In the material below, find all lines with the string "React" and copy them.

Information shown:
==================================================
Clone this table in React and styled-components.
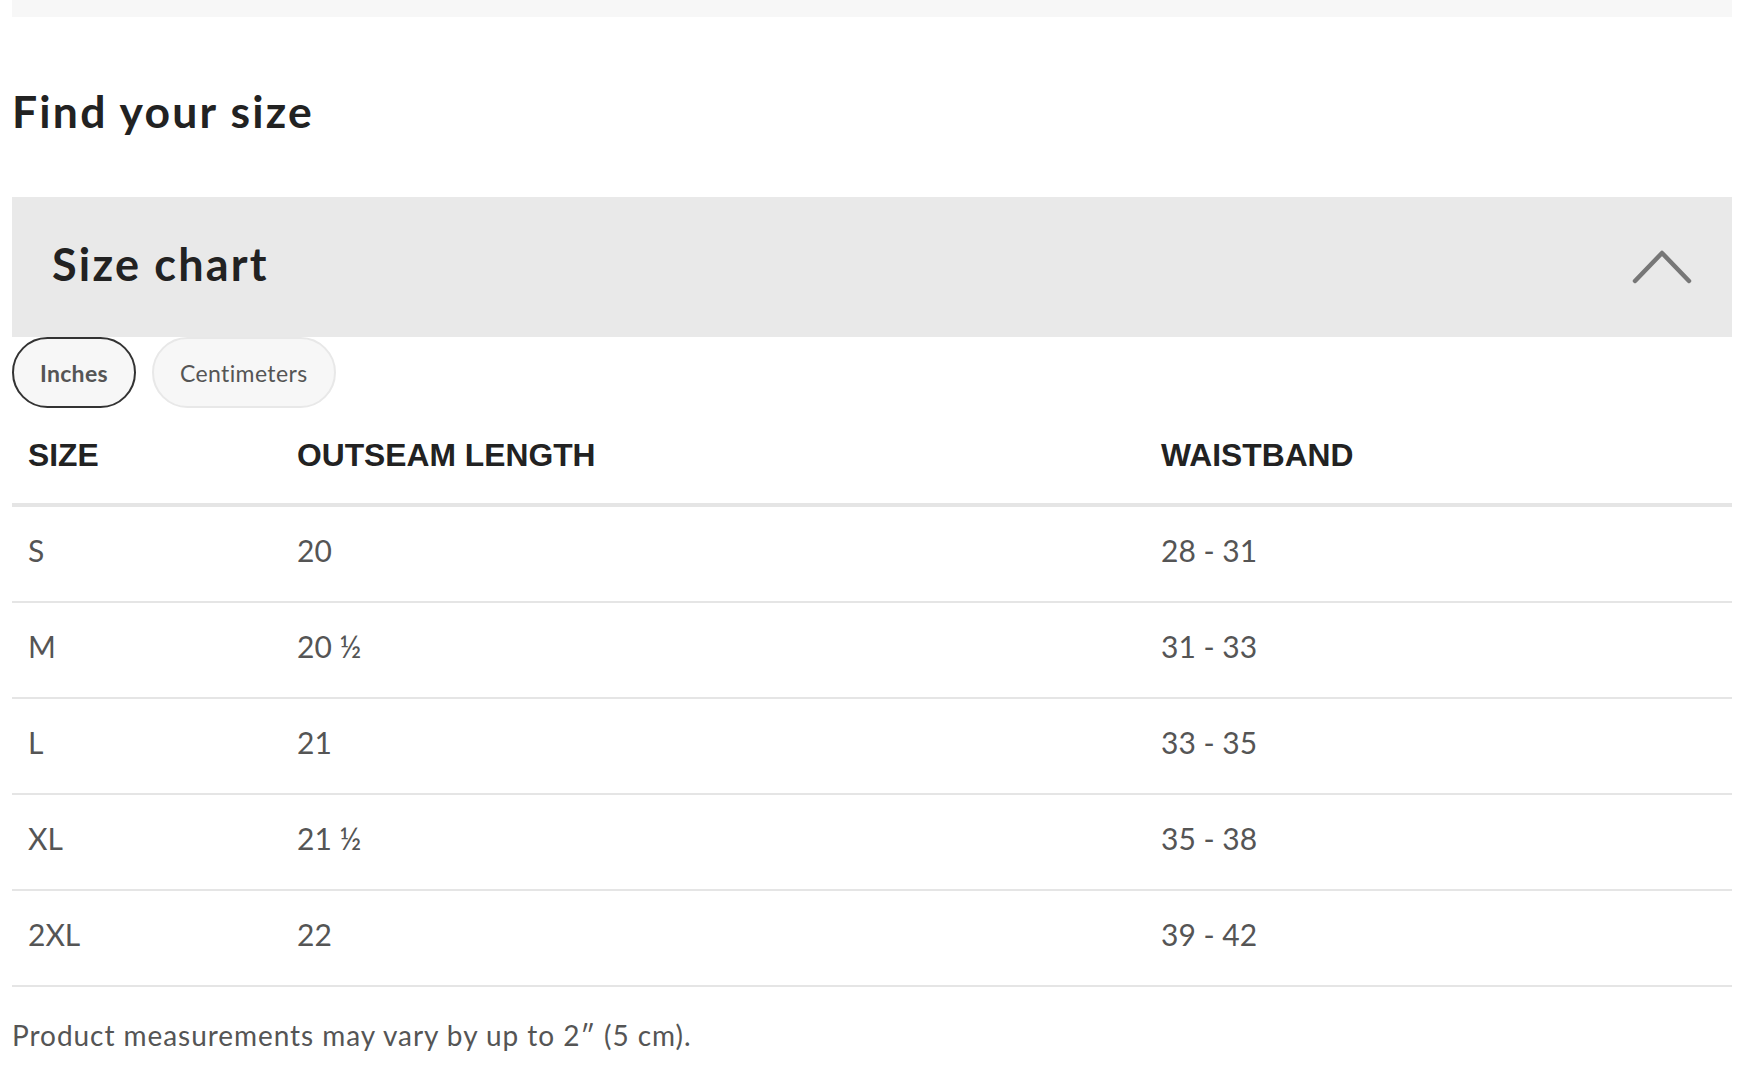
import React, { useState } from "react";
import styled, { createGlobalStyle } from "styled-components";

const GlobalStyle = createGlobalStyle`
  html, body { margin: 0; padding: 0; background: #ffffff; }
  body { font-family: Lato, "Open Sans", Arial, sans-serif; color: #222; }
  * { box-sizing: border-box; }
`;

const Page = styled.div`
  padding: 0 12px;
  display: flex;
  flex-direction: column;
`;

const TopBar = styled.div`
  height: 17px;
  background: #f7f7f7;
`;

const Title = styled.h2`
  margin: 67px 0 0 0;
  font-family: Lato, sans-serif;
  font-weight: 700;
  font-size: 44.5px;
  line-height: 1.2;
  color: #222;
  letter-spacing: 2.2px;
`;

const AccordionHeader = styled.div`
  margin-top: 60px;
  height: 140px;
  background: #e9e9e9;
  display: flex;
  align-items: center;
  justify-content: space-between;
  padding: 0 40px 0 40px;
`;

const AccordionTitle = styled.h3`
  margin: 0 0 7px 0;
  font-family: Lato, sans-serif;
  font-weight: 700;
  font-size: 45px;
  line-height: 1.2;
  color: #222;
  letter-spacing: 2.2px;
`;

const Chevron = styled.svg`
  width: 60px;
  height: 36px;
  display: block;
`;

const ToggleRow = styled.div`
  display: flex;
  gap: 16px;
`;

const Toggle = styled.button`
  height: 71px;
  padding: 0 26px;
  border-radius: 36px;
  background: #f7f7f7;
  border: ${(p) => (p.$active ? "2px solid #333" : "2px solid #e8e8e8")};
  font-family: Lato, sans-serif;
  font-size: 23px;
  font-weight: ${(p) => (p.$active ? 700 : 400)};
  letter-spacing: ${(p) => (p.$active ? "0.3px" : "0.4px")};
  color: #555;
  cursor: pointer;
`;

const Table = styled.div`
  display: flex;
  flex-direction: column;
`;

const Row = styled.div`
  display: grid;
  grid-template-columns: 269px 864px 1fr;
  align-items: center;
  height: ${(p) => (p.$head ? "99px" : "96px")};
  border-bottom: ${(p) => (p.$head ? "4px" : "2px")} solid #e5e5e5;
`;

const HeadCell = styled.div`
  padding-left: 16px;
  font-family: "Liberation Sans", Arial, sans-serif;
  font-weight: 700;
  font-size: 31.8px;
  color: #222;
`;

const Cell = styled.div`
  padding: 0 0 8px 16px;
  font-family: Lato, sans-serif;
  font-size: 30px;
  color: #555;
`;

const Note = styled.p`
  margin: 32px 0 0 0;
  font-family: Lato, sans-serif;
  font-size: 28px;
  line-height: 1.2;
  letter-spacing: 0.95px;
  color: #555;
`;

const rows = [
  ["S", "20", "28 - 31"],
  ["M", "20 ½", "31 - 33"],
  ["L", "21", "33 - 35"],
  ["XL", "21 ½", "35 - 38"],
  ["2XL", "22", "39 - 42"],
];

export default function App() {
  const [unit, setUnit] = useState("in");
  return (
    <>
      <GlobalStyle />
      <Page>
        <TopBar />
        <Title>Find your size</Title>
        <AccordionHeader>
          <AccordionTitle>Size chart</AccordionTitle>
          <Chevron viewBox="0 0 60 36" fill="none">
            <polyline
              points="3,32 30,4 57,32"
              stroke="#777"
              strokeWidth="4.5"
              strokeLinecap="round"
              strokeLinejoin="round"
            />
          </Chevron>
        </AccordionHeader>
        <ToggleRow>
          <Toggle $active={unit === "in"} onClick={() => setUnit("in")}>
            Inches
          </Toggle>
          <Toggle $active={unit === "cm"} onClick={() => setUnit("cm")}>
            Centimeters
          </Toggle>
        </ToggleRow>
        <Table>
          <Row $head>
            <HeadCell>SIZE</HeadCell>
            <HeadCell>OUTSEAM LENGTH</HeadCell>
            <HeadCell>WAISTBAND</HeadCell>
          </Row>
          {rows.map((r) => (
            <Row key={r[0]}>
              <Cell>{r[0]}</Cell>
              <Cell>{r[1]}</Cell>
              <Cell>{r[2]}</Cell>
            </Row>
          ))}
        </Table>
        <Note>Product measurements may vary by up to 2″ (5 cm).</Note>
      </Page>
    </>
  );
}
==================================================
Written solution:
Clone this table in React and styled-components.
import React, { useState } from "react";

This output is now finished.